§ **TASK PROMPT**: Pull each line containing "page" out of the data and copy it.

§ **DATA RECORDS**:
<<<<

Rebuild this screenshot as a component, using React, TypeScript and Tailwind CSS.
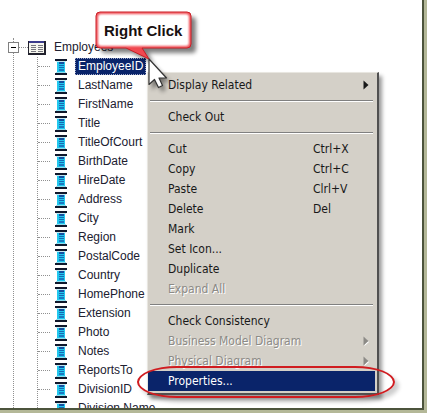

>>>>
<<<<

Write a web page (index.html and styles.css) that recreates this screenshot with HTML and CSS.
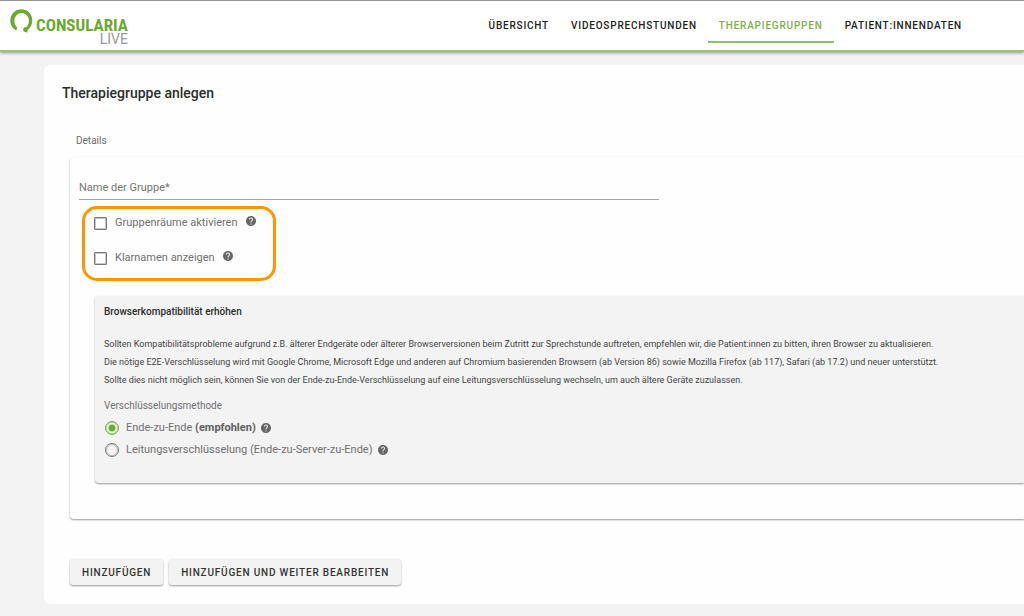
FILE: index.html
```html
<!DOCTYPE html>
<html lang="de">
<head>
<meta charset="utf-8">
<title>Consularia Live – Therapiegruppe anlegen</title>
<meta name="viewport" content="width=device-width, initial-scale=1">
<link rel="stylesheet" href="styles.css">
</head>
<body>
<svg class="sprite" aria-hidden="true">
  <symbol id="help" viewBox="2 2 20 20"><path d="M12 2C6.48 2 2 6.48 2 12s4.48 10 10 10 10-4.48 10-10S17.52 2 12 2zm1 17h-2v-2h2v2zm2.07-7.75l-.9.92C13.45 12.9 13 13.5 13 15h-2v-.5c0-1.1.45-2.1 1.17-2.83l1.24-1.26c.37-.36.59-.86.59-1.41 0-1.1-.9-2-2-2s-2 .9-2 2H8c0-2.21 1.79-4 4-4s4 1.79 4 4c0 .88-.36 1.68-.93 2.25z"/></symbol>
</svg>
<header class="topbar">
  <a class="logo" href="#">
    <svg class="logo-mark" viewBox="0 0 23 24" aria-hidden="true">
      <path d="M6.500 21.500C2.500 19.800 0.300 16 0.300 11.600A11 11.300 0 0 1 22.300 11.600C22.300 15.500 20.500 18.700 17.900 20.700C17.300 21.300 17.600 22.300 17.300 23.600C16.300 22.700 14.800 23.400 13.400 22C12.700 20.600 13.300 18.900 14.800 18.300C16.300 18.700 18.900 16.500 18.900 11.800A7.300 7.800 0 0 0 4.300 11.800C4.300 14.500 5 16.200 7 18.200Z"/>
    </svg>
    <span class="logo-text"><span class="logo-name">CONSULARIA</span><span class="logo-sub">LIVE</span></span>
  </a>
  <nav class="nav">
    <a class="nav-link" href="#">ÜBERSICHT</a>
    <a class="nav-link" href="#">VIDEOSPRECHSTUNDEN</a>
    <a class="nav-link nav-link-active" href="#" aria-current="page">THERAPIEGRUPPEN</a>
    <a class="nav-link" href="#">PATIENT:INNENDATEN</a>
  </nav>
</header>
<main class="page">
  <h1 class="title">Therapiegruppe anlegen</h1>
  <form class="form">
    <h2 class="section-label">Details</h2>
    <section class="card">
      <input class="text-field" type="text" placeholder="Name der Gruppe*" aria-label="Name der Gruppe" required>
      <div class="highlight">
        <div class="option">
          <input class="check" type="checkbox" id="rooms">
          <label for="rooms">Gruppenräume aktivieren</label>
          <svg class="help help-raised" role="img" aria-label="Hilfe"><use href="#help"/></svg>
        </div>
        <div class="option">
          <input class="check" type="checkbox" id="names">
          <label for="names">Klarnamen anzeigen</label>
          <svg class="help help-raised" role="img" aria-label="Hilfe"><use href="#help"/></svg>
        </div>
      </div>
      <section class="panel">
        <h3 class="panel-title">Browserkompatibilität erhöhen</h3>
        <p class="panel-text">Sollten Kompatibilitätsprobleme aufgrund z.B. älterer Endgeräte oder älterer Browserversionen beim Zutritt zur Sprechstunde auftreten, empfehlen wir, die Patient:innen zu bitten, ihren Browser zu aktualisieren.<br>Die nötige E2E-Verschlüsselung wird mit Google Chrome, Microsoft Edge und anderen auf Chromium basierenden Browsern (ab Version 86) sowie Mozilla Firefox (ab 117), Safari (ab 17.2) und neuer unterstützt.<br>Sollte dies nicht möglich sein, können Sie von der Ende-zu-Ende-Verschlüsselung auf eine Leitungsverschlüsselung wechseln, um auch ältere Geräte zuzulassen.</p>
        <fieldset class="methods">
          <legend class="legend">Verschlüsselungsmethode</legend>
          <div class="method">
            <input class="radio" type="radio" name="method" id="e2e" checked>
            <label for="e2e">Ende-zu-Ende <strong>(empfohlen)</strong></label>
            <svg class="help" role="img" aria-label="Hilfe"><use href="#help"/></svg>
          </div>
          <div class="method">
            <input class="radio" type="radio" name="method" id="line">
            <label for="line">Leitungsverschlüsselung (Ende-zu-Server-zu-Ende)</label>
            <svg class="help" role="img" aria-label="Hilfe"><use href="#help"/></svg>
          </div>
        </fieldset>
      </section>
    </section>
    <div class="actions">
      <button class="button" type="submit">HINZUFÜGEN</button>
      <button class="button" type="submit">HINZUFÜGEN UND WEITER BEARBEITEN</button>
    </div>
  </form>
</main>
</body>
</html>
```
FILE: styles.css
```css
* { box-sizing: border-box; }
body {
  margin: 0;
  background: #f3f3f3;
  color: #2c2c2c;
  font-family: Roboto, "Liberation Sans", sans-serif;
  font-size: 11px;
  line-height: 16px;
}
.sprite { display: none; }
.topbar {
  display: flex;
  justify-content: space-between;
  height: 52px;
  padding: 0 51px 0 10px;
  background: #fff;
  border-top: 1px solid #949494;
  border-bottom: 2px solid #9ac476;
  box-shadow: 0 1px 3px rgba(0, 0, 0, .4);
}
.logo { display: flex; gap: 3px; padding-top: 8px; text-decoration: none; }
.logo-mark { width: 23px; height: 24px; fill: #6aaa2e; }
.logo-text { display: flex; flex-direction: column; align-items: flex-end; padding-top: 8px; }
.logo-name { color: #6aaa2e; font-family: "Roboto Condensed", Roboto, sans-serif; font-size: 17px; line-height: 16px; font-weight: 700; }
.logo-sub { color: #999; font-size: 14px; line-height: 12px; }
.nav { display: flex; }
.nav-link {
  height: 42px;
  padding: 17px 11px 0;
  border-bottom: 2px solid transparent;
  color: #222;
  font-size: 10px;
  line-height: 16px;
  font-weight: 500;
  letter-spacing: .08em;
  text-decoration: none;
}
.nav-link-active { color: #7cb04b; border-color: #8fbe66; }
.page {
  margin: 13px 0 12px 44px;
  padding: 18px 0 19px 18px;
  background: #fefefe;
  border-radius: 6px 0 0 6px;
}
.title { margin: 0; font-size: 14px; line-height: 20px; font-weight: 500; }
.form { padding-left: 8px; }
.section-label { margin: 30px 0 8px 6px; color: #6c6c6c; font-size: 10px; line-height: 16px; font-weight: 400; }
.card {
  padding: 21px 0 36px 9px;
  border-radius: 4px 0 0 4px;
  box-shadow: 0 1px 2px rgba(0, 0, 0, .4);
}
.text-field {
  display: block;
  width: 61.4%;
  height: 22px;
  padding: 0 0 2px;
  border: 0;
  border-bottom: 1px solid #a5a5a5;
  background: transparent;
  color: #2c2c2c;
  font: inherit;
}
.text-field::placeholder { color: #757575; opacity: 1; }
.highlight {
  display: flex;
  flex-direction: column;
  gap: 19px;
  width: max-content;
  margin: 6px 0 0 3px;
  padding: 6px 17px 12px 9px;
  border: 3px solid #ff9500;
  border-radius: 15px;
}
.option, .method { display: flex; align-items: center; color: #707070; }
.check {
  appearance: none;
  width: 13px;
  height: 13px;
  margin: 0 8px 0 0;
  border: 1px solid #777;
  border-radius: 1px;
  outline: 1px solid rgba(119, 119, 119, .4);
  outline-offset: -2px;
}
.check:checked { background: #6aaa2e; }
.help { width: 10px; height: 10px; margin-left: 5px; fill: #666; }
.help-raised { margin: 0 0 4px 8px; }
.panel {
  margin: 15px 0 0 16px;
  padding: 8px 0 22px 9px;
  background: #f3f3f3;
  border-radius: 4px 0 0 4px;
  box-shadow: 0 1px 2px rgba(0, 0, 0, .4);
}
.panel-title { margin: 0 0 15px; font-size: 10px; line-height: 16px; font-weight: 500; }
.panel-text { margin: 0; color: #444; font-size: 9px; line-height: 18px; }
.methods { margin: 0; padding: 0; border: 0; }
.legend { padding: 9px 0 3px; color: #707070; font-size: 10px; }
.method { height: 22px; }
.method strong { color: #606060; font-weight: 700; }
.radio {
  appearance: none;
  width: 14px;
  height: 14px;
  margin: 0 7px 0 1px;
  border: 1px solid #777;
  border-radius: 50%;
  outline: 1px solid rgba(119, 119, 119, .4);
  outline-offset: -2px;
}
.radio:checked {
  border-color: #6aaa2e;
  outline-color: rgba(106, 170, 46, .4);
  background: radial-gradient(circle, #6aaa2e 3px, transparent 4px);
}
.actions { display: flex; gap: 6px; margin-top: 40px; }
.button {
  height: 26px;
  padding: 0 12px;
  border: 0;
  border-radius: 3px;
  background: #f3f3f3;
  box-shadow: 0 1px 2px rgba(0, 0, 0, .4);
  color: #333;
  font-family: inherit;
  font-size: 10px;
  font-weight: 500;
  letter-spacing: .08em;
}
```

>>>>

§ **EXERCISE OUTPUT**:
Write a web page (index.html and styles.css) that recreates this screenshot with HTML and CSS.
    <a class="nav-link nav-link-active" href="#" aria-current="page">THERAPIEGRUPPEN</a>
<main class="page">
.page {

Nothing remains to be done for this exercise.